Entries with page source code
⟨

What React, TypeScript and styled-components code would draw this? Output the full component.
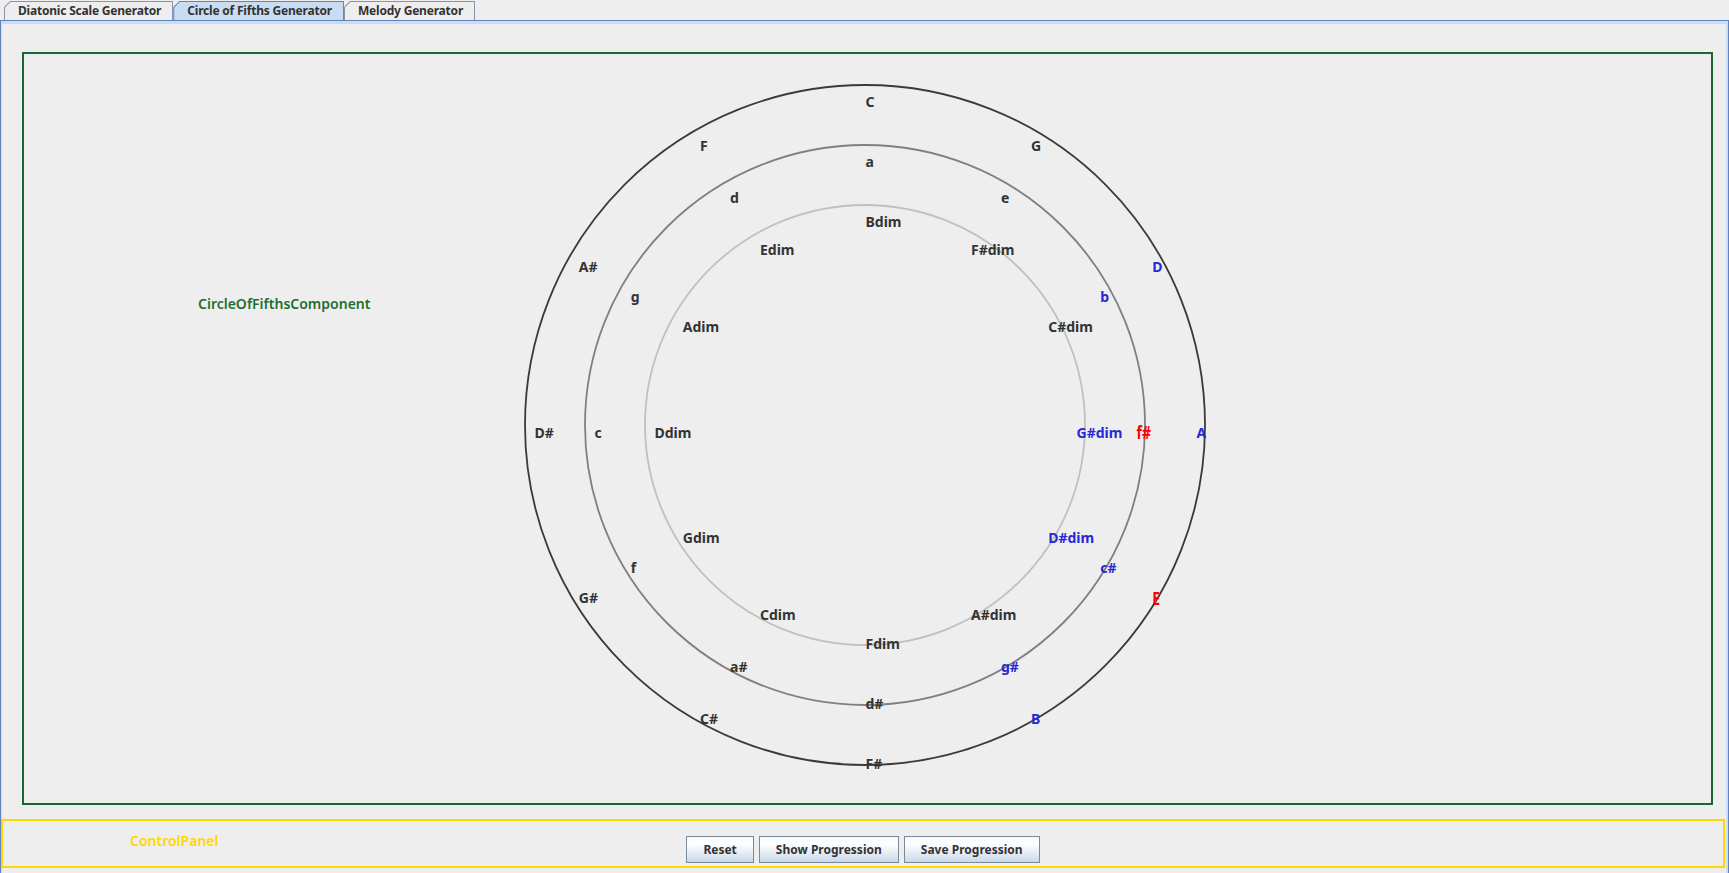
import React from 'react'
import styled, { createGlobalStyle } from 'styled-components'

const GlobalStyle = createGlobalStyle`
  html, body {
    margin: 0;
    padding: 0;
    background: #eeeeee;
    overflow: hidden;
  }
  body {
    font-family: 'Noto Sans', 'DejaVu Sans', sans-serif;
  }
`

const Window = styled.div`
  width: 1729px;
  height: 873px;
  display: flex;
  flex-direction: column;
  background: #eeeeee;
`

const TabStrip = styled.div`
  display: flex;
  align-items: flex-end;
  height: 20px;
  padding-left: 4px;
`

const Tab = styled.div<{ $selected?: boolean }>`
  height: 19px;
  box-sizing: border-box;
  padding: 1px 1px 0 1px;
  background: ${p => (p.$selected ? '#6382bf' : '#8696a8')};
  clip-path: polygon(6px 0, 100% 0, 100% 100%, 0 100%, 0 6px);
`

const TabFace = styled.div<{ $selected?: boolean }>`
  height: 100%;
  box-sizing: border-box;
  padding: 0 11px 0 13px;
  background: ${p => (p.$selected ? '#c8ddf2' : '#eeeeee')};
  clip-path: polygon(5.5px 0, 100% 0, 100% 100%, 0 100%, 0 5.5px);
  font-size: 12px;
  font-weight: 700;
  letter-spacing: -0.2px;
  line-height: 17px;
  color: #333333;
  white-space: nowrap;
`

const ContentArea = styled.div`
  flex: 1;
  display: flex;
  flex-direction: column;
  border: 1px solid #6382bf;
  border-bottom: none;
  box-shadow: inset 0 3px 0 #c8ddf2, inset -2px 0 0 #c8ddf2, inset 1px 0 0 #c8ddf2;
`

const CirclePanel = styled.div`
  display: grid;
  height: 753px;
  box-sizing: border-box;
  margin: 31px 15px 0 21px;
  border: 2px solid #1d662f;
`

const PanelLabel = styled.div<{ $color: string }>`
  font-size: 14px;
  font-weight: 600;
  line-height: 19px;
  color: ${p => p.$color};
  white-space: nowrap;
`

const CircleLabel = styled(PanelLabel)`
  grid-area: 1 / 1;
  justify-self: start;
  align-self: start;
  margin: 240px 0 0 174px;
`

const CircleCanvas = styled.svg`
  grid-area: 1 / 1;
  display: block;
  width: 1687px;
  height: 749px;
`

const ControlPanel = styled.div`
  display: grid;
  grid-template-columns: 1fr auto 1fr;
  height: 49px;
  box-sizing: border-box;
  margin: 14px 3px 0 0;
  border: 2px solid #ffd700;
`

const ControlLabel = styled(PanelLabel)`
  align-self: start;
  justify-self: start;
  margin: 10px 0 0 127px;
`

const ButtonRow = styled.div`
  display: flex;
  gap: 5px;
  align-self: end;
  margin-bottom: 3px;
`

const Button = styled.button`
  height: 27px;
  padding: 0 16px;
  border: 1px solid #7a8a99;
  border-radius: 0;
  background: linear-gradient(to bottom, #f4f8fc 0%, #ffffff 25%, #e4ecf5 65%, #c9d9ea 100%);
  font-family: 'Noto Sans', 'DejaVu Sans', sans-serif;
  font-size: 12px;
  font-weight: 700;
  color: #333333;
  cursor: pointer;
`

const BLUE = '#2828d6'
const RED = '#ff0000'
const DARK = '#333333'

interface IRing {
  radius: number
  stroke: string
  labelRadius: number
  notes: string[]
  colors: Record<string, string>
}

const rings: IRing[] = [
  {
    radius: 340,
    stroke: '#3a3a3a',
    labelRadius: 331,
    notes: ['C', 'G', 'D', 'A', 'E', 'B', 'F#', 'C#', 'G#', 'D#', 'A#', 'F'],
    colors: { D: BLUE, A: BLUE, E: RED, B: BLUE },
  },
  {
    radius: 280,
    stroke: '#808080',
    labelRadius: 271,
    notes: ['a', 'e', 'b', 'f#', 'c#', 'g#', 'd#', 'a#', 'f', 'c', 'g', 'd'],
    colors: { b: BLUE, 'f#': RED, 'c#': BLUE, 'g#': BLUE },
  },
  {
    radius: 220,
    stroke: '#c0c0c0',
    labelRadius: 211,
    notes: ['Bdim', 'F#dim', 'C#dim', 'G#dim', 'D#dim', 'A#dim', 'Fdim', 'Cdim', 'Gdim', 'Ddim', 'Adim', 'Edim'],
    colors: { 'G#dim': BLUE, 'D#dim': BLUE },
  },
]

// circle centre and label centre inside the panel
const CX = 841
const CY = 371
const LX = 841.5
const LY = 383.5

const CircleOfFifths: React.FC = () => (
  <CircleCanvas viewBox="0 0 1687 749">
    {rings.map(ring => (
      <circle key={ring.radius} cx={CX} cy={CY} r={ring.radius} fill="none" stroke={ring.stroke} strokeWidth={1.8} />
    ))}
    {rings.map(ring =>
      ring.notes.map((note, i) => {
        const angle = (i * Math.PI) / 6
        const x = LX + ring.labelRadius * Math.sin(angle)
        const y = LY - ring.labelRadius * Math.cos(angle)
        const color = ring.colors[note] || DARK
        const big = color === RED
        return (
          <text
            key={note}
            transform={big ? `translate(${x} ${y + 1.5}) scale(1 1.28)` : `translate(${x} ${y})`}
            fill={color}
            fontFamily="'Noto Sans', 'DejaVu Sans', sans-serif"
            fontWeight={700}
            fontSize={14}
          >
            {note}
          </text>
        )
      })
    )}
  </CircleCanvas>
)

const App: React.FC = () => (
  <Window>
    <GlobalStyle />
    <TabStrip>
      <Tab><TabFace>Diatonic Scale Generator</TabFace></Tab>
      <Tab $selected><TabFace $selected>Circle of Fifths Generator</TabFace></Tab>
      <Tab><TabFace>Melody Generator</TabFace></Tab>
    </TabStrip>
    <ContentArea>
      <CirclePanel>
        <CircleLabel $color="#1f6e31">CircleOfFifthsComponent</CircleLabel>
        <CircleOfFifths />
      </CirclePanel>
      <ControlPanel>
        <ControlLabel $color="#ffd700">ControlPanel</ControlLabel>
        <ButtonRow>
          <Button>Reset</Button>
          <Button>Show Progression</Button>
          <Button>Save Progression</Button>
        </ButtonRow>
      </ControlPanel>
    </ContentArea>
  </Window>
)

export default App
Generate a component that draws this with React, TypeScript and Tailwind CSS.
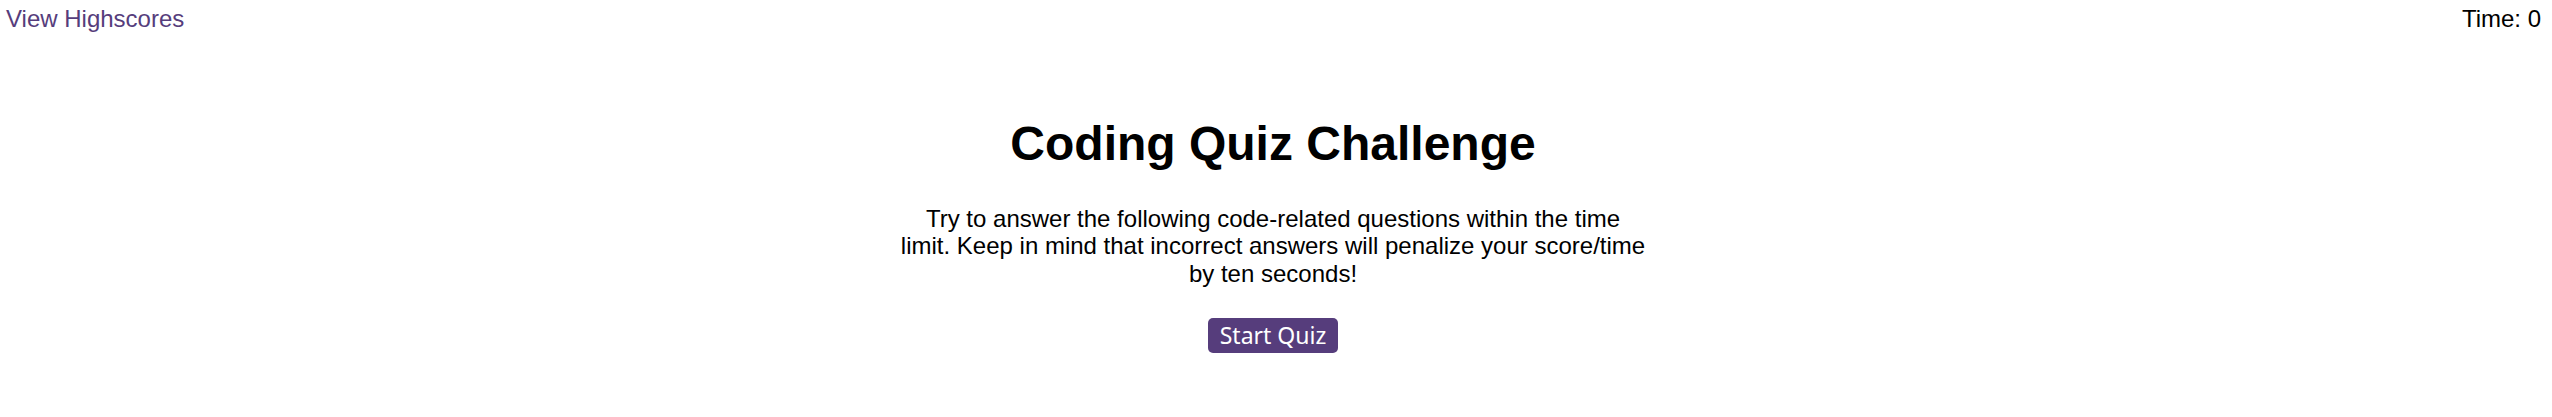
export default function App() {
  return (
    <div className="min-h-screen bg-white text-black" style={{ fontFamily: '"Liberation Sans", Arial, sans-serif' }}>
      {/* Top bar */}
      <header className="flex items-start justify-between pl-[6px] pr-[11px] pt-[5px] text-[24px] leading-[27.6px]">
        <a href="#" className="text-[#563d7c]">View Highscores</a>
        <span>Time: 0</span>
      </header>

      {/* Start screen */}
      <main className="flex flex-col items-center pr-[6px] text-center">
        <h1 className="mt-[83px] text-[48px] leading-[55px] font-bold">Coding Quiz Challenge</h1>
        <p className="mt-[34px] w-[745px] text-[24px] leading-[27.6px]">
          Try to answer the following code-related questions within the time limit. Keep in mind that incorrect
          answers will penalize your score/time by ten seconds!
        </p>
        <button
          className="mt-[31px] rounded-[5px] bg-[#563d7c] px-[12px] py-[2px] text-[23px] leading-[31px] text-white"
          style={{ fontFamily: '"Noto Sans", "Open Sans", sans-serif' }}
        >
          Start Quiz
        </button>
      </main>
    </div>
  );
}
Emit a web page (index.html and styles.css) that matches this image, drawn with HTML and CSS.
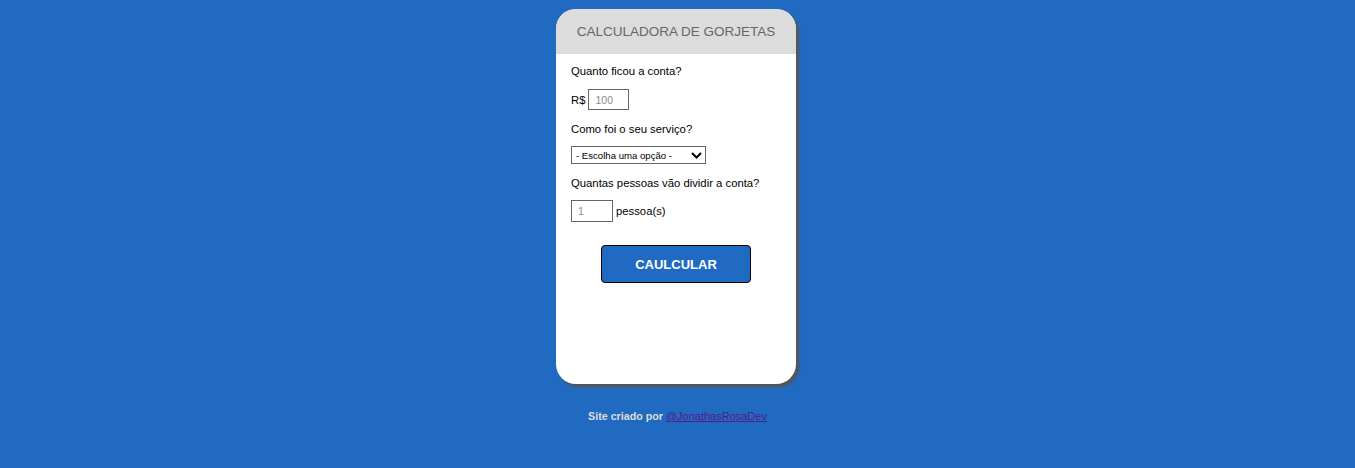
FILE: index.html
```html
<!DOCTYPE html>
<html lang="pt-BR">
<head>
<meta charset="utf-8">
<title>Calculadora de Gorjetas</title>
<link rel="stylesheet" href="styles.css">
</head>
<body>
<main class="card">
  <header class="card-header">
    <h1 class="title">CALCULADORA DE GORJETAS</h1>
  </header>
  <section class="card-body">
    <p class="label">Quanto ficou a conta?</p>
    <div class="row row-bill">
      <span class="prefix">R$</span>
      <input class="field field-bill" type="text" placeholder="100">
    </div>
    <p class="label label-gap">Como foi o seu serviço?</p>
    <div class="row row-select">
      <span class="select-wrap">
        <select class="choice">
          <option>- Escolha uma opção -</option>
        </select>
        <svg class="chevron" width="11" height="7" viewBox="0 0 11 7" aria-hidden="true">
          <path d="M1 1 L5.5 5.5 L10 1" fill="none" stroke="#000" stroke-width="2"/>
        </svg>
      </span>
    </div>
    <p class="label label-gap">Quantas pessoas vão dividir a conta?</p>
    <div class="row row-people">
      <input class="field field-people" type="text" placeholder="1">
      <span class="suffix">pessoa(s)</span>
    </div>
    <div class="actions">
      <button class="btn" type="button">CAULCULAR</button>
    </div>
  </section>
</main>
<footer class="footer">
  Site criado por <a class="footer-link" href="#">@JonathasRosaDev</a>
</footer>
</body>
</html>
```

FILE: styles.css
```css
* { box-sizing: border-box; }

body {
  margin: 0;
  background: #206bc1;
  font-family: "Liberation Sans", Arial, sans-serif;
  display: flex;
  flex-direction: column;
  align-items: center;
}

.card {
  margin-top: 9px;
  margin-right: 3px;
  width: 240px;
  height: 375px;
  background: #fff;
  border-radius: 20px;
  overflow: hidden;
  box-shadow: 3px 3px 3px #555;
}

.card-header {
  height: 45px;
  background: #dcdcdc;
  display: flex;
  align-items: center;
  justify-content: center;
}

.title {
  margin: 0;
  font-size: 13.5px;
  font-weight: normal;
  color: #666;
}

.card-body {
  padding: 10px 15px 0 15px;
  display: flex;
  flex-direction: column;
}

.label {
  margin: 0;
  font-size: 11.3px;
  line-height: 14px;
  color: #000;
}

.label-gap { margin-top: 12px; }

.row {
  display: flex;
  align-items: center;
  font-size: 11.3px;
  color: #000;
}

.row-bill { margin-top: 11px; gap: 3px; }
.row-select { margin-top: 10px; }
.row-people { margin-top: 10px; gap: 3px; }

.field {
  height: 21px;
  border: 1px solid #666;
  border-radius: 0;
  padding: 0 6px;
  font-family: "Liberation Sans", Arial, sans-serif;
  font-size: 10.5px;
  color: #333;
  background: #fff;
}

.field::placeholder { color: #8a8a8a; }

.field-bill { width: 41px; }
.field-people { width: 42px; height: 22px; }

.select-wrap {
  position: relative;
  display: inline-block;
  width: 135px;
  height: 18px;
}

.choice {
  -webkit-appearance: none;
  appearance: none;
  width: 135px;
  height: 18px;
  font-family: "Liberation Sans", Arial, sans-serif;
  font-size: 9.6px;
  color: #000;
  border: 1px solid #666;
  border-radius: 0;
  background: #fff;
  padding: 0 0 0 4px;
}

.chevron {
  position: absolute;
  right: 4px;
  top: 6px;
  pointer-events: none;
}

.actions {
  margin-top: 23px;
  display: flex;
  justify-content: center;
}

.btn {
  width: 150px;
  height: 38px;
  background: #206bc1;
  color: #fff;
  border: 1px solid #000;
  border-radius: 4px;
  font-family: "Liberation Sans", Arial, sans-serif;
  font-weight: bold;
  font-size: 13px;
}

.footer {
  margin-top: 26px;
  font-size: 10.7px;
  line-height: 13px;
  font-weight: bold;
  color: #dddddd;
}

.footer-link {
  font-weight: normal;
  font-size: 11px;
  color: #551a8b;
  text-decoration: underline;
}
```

⟩

What needs to be done. Copy the lines from the entries above in which the word "that" appears.

Final result.
Generate a component that draws this with React, TypeScript and Tailwind CSS.
          Try to answer the following code-related questions within the time limit. Keep in mind that incorrect
Emit a web page (index.html and styles.css) that matches this image, drawn with HTML and CSS.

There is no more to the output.